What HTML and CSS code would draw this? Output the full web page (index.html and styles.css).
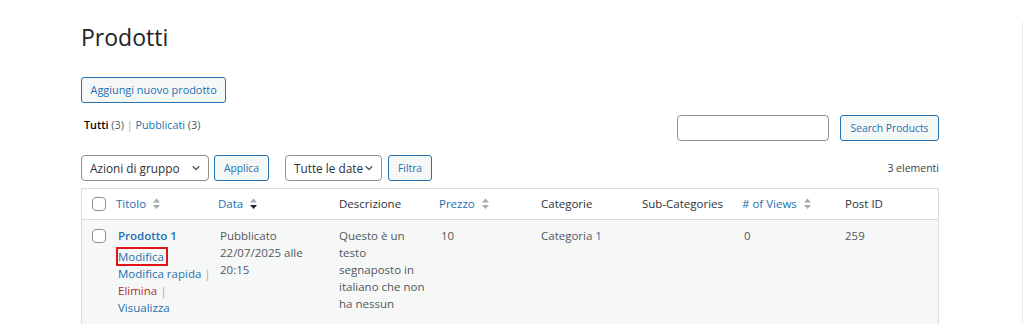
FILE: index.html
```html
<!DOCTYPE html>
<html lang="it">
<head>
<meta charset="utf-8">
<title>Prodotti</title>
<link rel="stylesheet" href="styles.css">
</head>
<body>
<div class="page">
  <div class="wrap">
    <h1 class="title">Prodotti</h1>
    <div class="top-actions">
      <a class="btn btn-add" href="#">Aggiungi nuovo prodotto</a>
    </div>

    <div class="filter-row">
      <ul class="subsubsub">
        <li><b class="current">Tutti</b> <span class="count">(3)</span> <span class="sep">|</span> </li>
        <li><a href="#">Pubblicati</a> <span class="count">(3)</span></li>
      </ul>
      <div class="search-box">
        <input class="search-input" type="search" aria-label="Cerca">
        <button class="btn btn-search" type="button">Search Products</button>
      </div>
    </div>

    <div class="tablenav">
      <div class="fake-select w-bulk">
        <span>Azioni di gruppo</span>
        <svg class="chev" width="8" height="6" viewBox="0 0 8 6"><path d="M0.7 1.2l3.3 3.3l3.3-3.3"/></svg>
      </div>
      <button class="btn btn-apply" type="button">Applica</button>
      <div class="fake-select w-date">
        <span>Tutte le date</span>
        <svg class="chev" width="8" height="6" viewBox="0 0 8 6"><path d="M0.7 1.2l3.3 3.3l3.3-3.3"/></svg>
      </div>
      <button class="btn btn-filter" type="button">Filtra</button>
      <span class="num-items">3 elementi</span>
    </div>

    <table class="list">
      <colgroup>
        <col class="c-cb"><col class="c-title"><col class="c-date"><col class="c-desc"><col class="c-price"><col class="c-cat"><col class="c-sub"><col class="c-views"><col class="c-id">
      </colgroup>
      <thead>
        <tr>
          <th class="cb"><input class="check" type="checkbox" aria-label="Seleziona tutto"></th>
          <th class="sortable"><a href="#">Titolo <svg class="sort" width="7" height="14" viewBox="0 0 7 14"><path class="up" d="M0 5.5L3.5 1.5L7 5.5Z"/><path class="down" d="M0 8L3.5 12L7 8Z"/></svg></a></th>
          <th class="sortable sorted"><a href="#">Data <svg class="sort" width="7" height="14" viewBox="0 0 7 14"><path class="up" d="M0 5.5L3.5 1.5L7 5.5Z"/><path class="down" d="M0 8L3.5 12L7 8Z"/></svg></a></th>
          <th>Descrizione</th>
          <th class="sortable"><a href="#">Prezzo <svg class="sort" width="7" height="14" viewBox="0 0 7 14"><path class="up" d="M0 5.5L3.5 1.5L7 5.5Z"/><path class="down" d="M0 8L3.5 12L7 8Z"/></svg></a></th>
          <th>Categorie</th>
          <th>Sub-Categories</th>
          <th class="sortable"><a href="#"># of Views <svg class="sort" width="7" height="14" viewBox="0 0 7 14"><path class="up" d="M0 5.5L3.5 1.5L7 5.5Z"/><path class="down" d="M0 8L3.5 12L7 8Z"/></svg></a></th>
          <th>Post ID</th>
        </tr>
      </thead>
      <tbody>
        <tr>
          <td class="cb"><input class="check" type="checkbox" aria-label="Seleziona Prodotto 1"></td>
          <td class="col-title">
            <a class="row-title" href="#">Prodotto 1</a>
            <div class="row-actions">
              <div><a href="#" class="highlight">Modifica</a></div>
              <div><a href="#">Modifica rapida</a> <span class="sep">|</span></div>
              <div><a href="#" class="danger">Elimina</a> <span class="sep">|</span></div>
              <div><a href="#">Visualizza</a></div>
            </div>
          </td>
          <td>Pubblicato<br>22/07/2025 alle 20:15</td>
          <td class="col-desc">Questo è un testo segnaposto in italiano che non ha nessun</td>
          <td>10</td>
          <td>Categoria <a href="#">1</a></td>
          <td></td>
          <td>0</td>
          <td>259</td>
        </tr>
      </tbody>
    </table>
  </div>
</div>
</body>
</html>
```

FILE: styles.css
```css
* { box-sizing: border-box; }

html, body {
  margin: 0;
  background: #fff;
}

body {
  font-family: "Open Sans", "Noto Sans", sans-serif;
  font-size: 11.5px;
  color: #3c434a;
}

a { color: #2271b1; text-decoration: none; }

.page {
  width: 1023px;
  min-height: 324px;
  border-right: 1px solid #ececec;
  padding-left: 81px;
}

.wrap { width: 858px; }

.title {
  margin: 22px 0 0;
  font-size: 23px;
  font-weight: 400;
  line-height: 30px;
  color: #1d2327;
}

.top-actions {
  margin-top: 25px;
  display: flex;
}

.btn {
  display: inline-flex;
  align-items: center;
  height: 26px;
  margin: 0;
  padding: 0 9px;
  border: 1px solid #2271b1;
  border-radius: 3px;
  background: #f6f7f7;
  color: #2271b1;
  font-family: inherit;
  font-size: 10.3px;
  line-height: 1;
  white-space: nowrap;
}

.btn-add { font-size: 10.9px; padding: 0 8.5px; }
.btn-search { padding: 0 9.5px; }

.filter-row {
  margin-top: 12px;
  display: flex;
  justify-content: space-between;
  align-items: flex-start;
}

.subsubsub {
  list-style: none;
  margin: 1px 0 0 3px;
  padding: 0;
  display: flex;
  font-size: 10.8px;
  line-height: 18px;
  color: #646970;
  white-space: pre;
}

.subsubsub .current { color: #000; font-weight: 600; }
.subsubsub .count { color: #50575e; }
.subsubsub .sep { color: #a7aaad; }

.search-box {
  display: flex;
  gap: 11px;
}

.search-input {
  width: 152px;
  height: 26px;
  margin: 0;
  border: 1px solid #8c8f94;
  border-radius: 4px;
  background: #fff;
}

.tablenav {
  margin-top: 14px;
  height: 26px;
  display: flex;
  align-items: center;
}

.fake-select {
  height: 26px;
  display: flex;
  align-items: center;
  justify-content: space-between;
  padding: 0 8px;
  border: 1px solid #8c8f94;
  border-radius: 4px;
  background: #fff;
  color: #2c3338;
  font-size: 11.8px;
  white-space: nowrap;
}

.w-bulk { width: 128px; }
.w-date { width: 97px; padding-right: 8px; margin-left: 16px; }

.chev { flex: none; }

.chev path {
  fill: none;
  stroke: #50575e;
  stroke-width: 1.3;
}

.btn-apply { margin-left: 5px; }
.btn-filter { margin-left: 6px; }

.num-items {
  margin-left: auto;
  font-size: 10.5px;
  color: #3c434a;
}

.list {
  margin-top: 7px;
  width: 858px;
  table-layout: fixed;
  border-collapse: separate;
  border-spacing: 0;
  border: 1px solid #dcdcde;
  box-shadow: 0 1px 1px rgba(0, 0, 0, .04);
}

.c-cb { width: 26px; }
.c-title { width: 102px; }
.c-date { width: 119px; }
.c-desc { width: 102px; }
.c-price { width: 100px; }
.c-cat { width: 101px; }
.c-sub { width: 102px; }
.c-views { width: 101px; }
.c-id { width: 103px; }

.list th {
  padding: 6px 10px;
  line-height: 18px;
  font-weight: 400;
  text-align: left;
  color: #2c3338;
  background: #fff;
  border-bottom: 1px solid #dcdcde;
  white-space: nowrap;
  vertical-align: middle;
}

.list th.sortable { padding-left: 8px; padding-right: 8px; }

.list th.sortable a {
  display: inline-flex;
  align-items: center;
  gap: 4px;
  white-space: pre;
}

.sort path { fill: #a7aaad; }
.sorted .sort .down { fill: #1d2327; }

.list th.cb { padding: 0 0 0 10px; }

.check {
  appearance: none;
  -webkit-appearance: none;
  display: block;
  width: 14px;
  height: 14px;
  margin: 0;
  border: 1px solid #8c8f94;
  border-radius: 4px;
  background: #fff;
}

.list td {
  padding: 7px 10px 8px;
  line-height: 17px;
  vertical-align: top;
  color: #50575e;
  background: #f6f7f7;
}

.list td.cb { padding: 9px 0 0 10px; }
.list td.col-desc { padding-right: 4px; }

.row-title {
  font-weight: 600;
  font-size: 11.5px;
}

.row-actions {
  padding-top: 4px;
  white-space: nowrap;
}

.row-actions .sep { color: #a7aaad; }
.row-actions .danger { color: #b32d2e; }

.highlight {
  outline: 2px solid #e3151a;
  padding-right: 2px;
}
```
...
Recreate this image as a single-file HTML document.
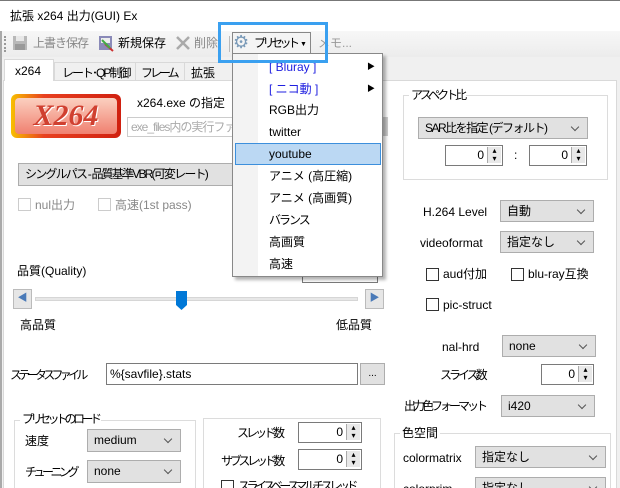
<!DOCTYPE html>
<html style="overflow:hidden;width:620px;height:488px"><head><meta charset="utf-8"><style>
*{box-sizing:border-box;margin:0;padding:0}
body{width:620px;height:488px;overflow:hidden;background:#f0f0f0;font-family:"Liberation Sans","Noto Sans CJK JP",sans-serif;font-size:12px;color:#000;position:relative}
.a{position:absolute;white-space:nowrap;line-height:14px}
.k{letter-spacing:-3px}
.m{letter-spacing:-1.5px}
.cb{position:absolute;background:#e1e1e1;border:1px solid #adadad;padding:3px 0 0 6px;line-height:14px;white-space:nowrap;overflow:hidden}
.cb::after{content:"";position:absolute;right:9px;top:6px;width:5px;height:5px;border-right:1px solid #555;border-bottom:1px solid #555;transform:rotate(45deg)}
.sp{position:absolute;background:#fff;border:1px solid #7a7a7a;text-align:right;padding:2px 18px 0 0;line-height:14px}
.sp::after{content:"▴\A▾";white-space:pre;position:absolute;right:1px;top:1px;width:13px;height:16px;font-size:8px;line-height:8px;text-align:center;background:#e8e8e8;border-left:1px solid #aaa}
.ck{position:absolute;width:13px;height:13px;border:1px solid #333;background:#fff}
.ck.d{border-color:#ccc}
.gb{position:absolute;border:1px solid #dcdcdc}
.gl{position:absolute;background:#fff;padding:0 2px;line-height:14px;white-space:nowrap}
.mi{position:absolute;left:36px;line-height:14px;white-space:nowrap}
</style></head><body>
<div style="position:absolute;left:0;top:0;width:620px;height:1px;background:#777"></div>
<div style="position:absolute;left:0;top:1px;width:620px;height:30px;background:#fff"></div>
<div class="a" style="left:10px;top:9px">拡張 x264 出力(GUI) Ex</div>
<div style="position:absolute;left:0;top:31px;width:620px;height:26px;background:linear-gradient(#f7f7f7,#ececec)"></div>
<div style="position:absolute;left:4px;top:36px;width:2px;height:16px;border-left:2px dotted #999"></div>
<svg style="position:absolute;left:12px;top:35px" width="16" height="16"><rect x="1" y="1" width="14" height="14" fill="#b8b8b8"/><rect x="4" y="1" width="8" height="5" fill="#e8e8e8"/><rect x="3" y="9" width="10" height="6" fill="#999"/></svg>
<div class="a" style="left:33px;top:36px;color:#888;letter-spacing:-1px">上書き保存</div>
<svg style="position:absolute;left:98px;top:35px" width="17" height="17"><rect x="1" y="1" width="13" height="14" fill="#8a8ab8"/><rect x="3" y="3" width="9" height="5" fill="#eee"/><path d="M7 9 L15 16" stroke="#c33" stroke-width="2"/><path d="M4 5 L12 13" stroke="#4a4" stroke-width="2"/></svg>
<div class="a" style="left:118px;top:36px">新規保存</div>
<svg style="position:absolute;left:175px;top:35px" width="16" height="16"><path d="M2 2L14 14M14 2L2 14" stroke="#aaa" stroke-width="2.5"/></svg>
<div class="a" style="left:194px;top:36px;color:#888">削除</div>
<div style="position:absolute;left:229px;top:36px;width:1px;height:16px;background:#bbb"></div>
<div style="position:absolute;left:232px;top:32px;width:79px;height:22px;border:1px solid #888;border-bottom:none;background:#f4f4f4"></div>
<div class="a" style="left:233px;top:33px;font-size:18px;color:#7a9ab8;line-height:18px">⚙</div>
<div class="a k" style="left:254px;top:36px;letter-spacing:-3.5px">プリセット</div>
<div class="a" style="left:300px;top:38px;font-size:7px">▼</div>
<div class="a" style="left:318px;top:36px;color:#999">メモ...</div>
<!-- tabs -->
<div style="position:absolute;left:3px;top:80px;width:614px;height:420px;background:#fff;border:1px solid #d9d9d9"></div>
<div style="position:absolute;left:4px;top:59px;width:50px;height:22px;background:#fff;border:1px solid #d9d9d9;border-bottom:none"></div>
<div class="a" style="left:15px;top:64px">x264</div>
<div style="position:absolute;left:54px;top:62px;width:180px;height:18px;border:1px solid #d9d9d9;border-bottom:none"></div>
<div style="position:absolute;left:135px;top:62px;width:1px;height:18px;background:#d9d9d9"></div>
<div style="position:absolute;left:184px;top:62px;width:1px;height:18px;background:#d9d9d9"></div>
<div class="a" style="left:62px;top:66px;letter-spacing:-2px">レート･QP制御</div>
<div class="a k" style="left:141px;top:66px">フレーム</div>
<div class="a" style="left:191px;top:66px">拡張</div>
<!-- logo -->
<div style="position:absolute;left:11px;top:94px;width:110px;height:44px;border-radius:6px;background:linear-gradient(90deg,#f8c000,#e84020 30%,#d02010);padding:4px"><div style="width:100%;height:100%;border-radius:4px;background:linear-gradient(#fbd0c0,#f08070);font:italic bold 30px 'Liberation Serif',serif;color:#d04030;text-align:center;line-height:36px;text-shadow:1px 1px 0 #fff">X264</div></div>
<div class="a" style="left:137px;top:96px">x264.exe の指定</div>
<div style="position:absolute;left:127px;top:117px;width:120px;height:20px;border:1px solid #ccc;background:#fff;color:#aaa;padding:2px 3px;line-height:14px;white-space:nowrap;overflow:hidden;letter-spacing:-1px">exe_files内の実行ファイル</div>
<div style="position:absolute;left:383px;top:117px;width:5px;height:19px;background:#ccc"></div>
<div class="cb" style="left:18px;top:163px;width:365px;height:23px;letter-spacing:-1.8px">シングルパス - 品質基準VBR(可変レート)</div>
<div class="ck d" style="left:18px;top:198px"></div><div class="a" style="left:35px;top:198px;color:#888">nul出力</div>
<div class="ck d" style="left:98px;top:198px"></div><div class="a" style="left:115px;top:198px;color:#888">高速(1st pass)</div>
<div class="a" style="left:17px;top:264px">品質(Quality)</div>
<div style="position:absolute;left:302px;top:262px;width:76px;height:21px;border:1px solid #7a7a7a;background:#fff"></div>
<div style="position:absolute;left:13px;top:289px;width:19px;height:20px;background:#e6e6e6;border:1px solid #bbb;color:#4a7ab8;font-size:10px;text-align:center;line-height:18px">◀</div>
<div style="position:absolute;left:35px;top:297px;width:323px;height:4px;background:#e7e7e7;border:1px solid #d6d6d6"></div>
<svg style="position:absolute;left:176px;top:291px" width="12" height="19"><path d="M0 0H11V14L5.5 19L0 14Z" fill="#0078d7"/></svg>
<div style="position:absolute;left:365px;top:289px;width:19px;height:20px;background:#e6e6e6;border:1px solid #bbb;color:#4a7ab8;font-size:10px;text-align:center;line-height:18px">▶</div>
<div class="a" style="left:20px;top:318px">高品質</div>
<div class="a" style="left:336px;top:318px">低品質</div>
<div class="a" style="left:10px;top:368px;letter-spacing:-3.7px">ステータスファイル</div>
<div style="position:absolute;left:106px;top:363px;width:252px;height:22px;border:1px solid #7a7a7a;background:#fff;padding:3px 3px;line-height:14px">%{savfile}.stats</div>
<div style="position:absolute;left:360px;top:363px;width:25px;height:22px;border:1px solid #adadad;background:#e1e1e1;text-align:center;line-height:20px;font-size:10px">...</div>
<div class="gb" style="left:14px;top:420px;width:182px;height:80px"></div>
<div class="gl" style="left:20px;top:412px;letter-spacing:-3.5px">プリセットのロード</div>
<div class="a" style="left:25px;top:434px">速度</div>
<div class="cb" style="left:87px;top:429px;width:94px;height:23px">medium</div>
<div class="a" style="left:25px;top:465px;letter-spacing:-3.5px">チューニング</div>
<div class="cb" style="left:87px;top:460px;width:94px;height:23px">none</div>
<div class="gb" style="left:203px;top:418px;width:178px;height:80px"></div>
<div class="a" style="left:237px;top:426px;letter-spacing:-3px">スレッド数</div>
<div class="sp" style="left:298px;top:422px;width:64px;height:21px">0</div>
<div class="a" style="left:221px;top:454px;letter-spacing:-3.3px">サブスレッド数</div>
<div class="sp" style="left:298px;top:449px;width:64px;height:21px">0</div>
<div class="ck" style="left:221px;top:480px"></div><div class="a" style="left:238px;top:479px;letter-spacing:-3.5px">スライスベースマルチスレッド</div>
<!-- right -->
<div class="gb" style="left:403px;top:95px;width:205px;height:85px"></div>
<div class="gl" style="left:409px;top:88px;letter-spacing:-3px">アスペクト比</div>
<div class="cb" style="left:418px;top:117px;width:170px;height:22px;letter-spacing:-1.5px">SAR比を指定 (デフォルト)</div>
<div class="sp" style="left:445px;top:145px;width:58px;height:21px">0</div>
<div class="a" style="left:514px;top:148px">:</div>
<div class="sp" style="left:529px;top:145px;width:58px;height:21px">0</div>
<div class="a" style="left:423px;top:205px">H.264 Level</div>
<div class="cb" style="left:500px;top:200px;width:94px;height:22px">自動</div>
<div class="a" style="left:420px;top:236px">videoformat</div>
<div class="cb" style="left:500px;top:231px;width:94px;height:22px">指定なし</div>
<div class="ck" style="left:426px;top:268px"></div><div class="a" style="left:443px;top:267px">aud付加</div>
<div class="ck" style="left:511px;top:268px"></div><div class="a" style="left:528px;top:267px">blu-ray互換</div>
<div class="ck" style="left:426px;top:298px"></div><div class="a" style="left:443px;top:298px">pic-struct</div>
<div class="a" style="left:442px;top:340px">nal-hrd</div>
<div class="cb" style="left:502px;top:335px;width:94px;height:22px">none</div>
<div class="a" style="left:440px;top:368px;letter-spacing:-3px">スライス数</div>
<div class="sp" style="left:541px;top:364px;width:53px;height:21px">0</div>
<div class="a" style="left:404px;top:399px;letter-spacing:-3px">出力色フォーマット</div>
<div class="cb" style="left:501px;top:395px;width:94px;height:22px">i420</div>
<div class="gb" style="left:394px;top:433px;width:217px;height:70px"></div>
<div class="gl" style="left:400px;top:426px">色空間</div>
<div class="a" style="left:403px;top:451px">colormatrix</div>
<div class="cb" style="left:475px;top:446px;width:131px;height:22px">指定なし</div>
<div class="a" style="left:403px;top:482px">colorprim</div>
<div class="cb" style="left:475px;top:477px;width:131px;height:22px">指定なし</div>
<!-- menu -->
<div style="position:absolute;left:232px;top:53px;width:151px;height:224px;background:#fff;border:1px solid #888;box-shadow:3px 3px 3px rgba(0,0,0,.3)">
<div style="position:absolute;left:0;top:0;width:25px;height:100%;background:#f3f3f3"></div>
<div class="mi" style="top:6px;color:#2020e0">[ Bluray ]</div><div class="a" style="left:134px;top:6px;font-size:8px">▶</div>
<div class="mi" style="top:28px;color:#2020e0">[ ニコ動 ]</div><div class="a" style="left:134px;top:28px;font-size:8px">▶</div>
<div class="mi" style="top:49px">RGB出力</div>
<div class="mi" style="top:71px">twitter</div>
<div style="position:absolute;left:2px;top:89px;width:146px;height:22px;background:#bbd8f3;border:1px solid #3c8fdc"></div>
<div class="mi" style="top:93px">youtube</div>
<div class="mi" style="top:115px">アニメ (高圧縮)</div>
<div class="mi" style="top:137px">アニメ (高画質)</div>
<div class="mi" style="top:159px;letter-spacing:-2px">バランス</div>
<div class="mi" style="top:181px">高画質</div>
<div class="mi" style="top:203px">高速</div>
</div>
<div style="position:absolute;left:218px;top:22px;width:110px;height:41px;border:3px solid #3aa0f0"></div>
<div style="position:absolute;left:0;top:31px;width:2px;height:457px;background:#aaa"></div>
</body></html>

Task goal
Of the lines in this data, how many contain "index"? Reply with only the number.

Final result
2